Wait until everyone is served at your table before you begin to eat. Use the silverware farthest from your plate first. The salad fork will be to your far left, followed by dinner fork. Your dessert fork may be next or it may appear at the top of your dinner plate. Once used, your utensils should rest on the side of your plate rather than on the table.
To signal that you are done with the food course, rest your fork, tines up, and knife blade in, with the handles resting at five o’clock and tips pointing to 10 o’clock on your plate. Unused silverware is left on the table.
Butter or other spreads should be transferred from the serving dish to your plate before spreading or eating. Pass the bread basket and other food from the left to the right. Your bread plate will be located to the left of your dinner plate and your glassware located to your right.
Do not push away dirty dishes or stack them. Leave plates and glasses where they are for the waiter to remove.

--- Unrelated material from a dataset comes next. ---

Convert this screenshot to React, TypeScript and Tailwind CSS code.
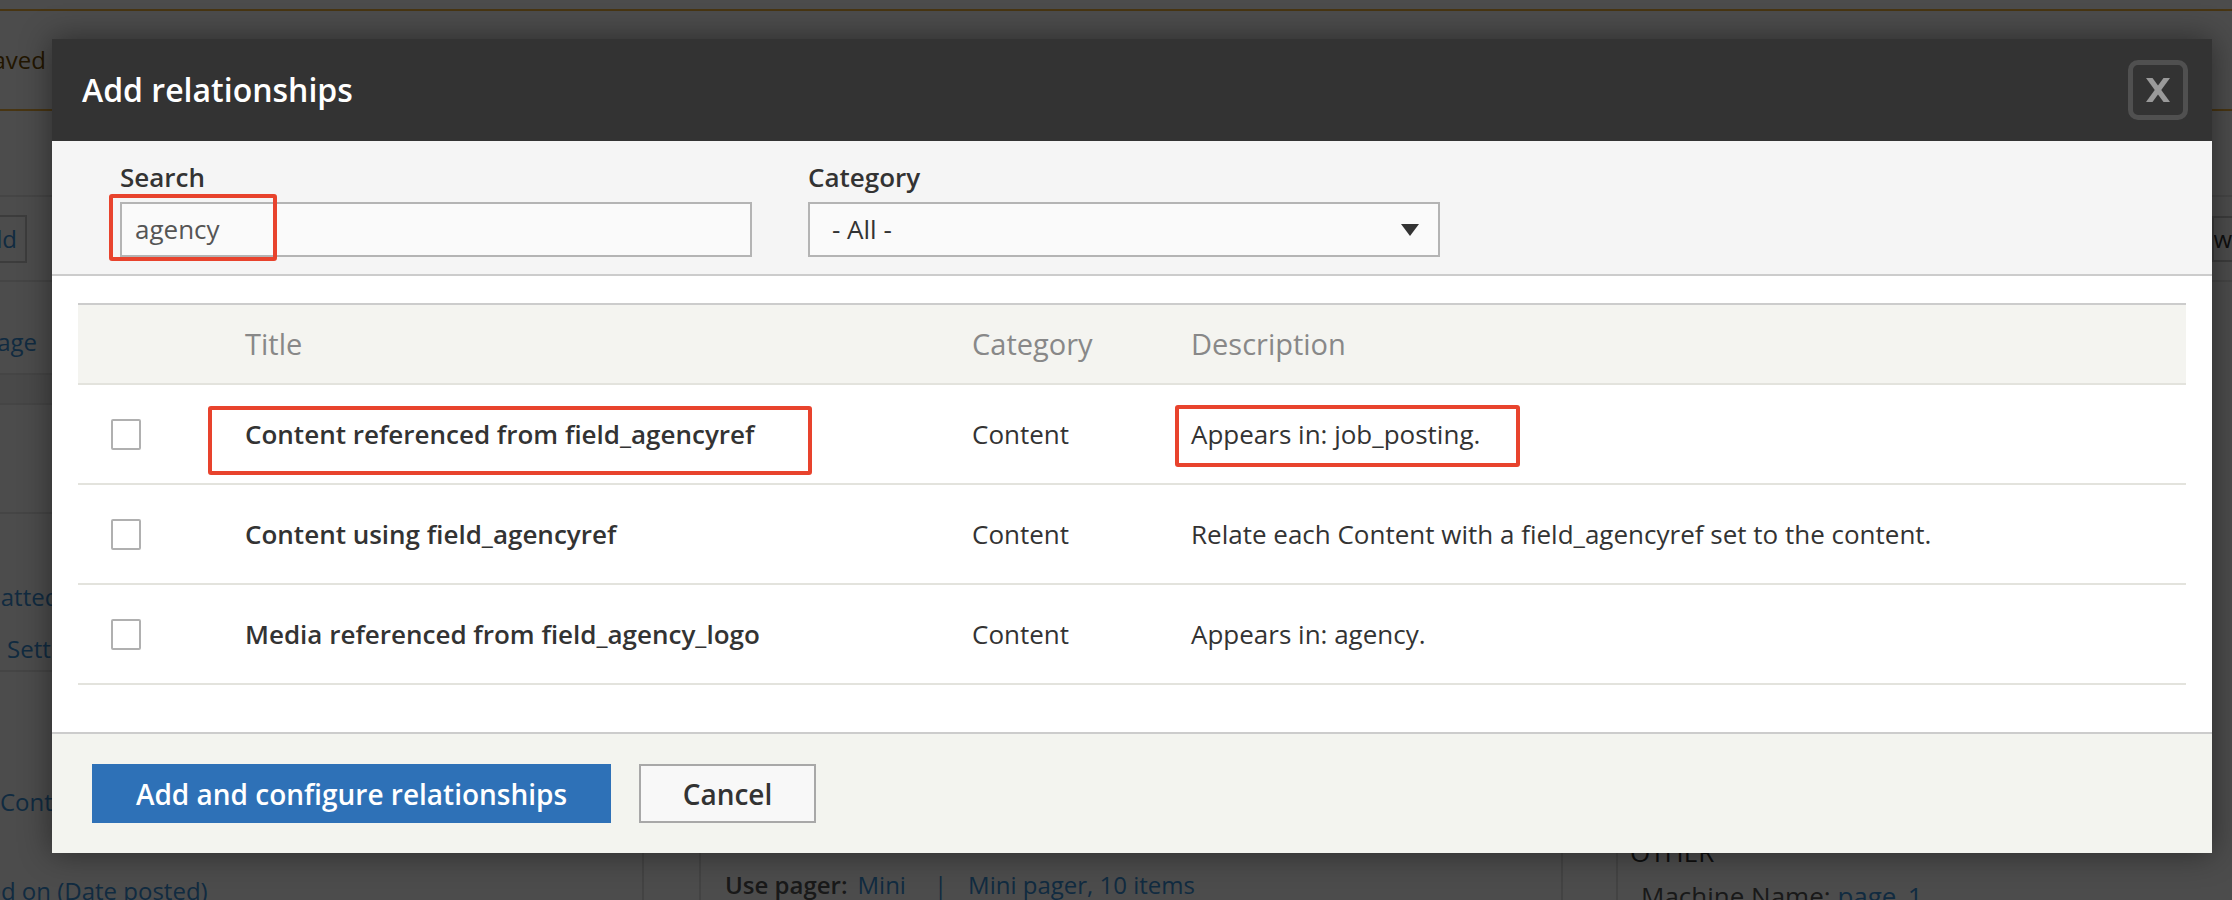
import React from "react";

function Checkbox() {
  return <div className="w-[30px] h-[31px] border-2 border-[#b0b0b0] bg-white rounded-[2px]" />;
}

function RedBox({ className }: { className: string }) {
  return <div className={"absolute border-[4px] border-[#e8432d] rounded-[3px] " + className} />;
}

function BackgroundPage() {
  return (
    <div className="flex flex-col h-full text-[#333]">
      <div className="h-[9px] shrink-0" />
      <div className="h-[102px] shrink-0 border-y-2 border-[#f2b23c] bg-white flex items-center">
        <div className="w-[46px] overflow-hidden flex justify-end shrink-0">
          <span className="whitespace-nowrap text-[24px] text-[#734c00]">been saved</span>
        </div>
      </div>
      <div className="h-[84px] shrink-0" />
      <div className="h-[87px] shrink-0 border-y-2 border-[#e6e6e6] flex items-center justify-between">
        <div className="h-[48px] w-[27px] border-2 border-l-0 border-[#c8c8c8] overflow-hidden flex justify-end items-center pr-[8px]">
          <span className="whitespace-nowrap text-[24px] text-[#3a8fd8]">Add</span>
        </div>
        <div className="h-[46px] w-[20px] border-2 border-r-0 border-[#c8c8c8] overflow-hidden flex justify-end items-center">
          <span className="whitespace-nowrap text-[24px] text-[#333]">Preview</span>
        </div>
      </div>
      <div className="flex flex-1">
        <div className="w-[644px] shrink-0 border-r-2 border-[#e0e0e0] flex flex-col text-[24px] text-[#3a8fd8]">
          <div className="h-[91px] pt-[28px] flex items-center">
            <div className="w-[37px] overflow-hidden flex justify-end">
              <span className="whitespace-nowrap">Page</span>
            </div>
          </div>
          <div className="h-[32px] border-y-2 border-[#e6e6e6] bg-[#f4f4f4]" />
          <div className="h-[109px] border-b-2 border-[#e6e6e6]" />
          <div className="h-[158px] border-b-2 border-[#e6e6e6] pt-[57px] leading-[52px]">
            <div className="whitespace-nowrap -ml-[86px]">Unformatted list</div>
            <div className="whitespace-nowrap ml-[7px]">Settings</div>
          </div>
          <div className="pt-[113px] leading-[34px]">
            <div className="whitespace-nowrap">Content: Title</div>
            <div className="whitespace-nowrap -ml-[90px] mt-[55px]">Authored on (Date posted)</div>
          </div>
        </div>
        <div className="w-[57px] shrink-0 border-r-2 border-[#e0e0e0]" />
        <div className="w-[862px] shrink-0 border-r-2 border-[#e0e0e0] pl-[24px]">
          <div className="mt-[585px] text-[24px] leading-[36px] whitespace-nowrap flex">
            <span className="text-[#555] font-semibold">Use pager:</span>
            <span className="ml-[10px] text-[#3a8fd8]">Mini</span>
            <span className="ml-[28px] text-[#3a8fd8]">|</span>
            <span className="ml-[21px] text-[#3a8fd8]">Mini pager, 10 items</span>
          </div>
        </div>
        <div className="w-[55px] shrink-0 border-r-2 border-[#e0e0e0]" />
        <div className="flex-1 pl-[12px]">
          <div className="mt-[552px] text-[26px] leading-[36px] uppercase text-[#333]">Other</div>
          <div className="mt-[8px] ml-[11px] text-[26px] leading-[36px] whitespace-nowrap">
            <span className="text-[#555]">Machine Name: </span>
            <span className="text-[#3a8fd8]">page_1</span>
          </div>
        </div>
      </div>
    </div>
  );
}

const rows = [
  { title: "Content referenced from field_agencyref", cat: "Content", desc: "Appears in: job_posting.", mark: true },
  { title: "Content using field_agencyref", cat: "Content", desc: "Relate each Content with a field_agencyref set to the content.", mark: false },
  { title: "Media referenced from field_agency_logo", cat: "Content", desc: "Appears in: agency.", mark: false },
];

function Dialog() {
  return (
    <div className="absolute left-[52px] top-[39px] w-[2160px] h-[814px] flex flex-col bg-white shadow-[0_0_30px_rgba(0,0,0,0.45)]">
      <div className="h-[102px] shrink-0 bg-[#333] flex items-center justify-between pl-[30px] pr-[24px]">
        <h2 className="text-[32px] font-semibold text-white leading-none">Add relationships</h2>
        <button className="w-[60px] h-[60px] rounded-[10px] border-[5px] border-[#505050] bg-[#333] flex items-center justify-center">
          <svg width="24" height="24" viewBox="0 0 24 24">
            <polygon points="0,0 6.5,0 24,24 17.5,24" fill="#9a9a9a" />
            <polygon points="17.5,0 24,0 6.5,24 0,24" fill="#9a9a9a" />
          </svg>
        </button>
      </div>

      <div className="h-[135px] shrink-0 bg-[#f5f5f5] border-b-2 border-[#cccccc] flex gap-[56px] pl-[68px] pt-[20px]">
        <div className="flex flex-col">
          <label className="text-[26px] font-semibold text-[#333] leading-[32px] mb-[9px]">Search</label>
          <div className="relative w-[632px] h-[55px] border-2 border-[#b4b4b4] bg-[#fafafa] flex items-center pl-[13px] text-[26px] text-[#555]">
            agency
            <RedBox className="-left-[13px] -top-[10px] w-[168px] h-[67px]" />
          </div>
        </div>
        <div className="flex flex-col">
          <label className="text-[26px] font-semibold text-[#333] leading-[32px] mb-[9px]">Category</label>
          <div className="w-[632px] h-[55px] border-2 border-[#b4b4b4] bg-[#fafafa] flex items-center justify-between pl-[22px] pr-[19px] text-[26px] text-[#333]">
            <span>- All -</span>
            <svg width="18" height="12" viewBox="0 0 18 12">
              <polygon points="0,0 18,0 9,12" fill="#333" />
            </svg>
          </div>
        </div>
      </div>

      <div className="flex-1 bg-white px-[26px] pt-[27px]">
        <div className="h-[82px] border-t-2 border-[#cccccc] border-b-2 border-b-[#e3e3dd] bg-[#f4f4f0] flex items-center text-[29px] text-[#888]">
          <div className="w-[167px] shrink-0" />
          <div className="w-[727px] shrink-0">Title</div>
          <div className="w-[219px] shrink-0">Category</div>
          <div className="flex-1">Description</div>
        </div>
        {rows.map((r, i) => (
          <div key={i} className="h-[100px] border-b-2 border-[#e3e3dd] flex text-[26px] text-[#333]">
            <div className="w-[167px] shrink-0 pl-[33px] flex items-center">
              <Checkbox />
            </div>
            <div className="w-[727px] shrink-0 relative flex items-center font-semibold">
              {r.title}
              {r.mark && <RedBox className="-left-[37px] top-[21px] w-[604px] h-[69px]" />}
            </div>
            <div className="w-[219px] shrink-0 flex items-center">{r.cat}</div>
            <div className="flex-1 relative flex items-center">
              {r.desc}
              {r.mark && <RedBox className="-left-[16px] top-[20px] w-[345px] h-[62px]" />}
            </div>
          </div>
        ))}
      </div>

      <div className="h-[121px] shrink-0 bg-[#f3f4ef] border-t-2 border-[#cccccc] flex items-center gap-[28px] pl-[40px]">
        <button className="h-[59px] w-[519px] bg-[#2e71b7] text-white text-[28px] font-semibold">Add and configure relationships</button>
        <button className="h-[59px] w-[177px] border-2 border-[#a8a8a8] bg-[#f8f8f8] text-[#333] text-[28px] font-semibold">Cancel</button>
      </div>
    </div>
  );
}

export default function App() {
  return (
    <div className="relative w-[2232px] h-[900px] overflow-hidden bg-white font-['Open_Sans',sans-serif]">
      <BackgroundPage />
      <div className="absolute inset-0 bg-black/70" />
      <Dialog />
    </div>
  );
}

Everything I’ve read lately suggests that 20 percent is the correct amount to tip. If any of you have ever worked in the food service industry, you know that your wait staff depends on tips to bring their salary to above minimum wage. My niece currently earns $2.17 per hour at the pizza restaurant where she works. Her ability to pay college tuition, rent and expenses depend on those who tip.
You should also tip your bartender. Sources vary, from 10 percent to $1 per drink to rounding up the 20 percent tip to the nearest dollar. People may argue about whether to tip on the cost of the alcohol, but again, sources such as the LA Weekly blog and others say emphatically yes, tip includes the cost of alcohol.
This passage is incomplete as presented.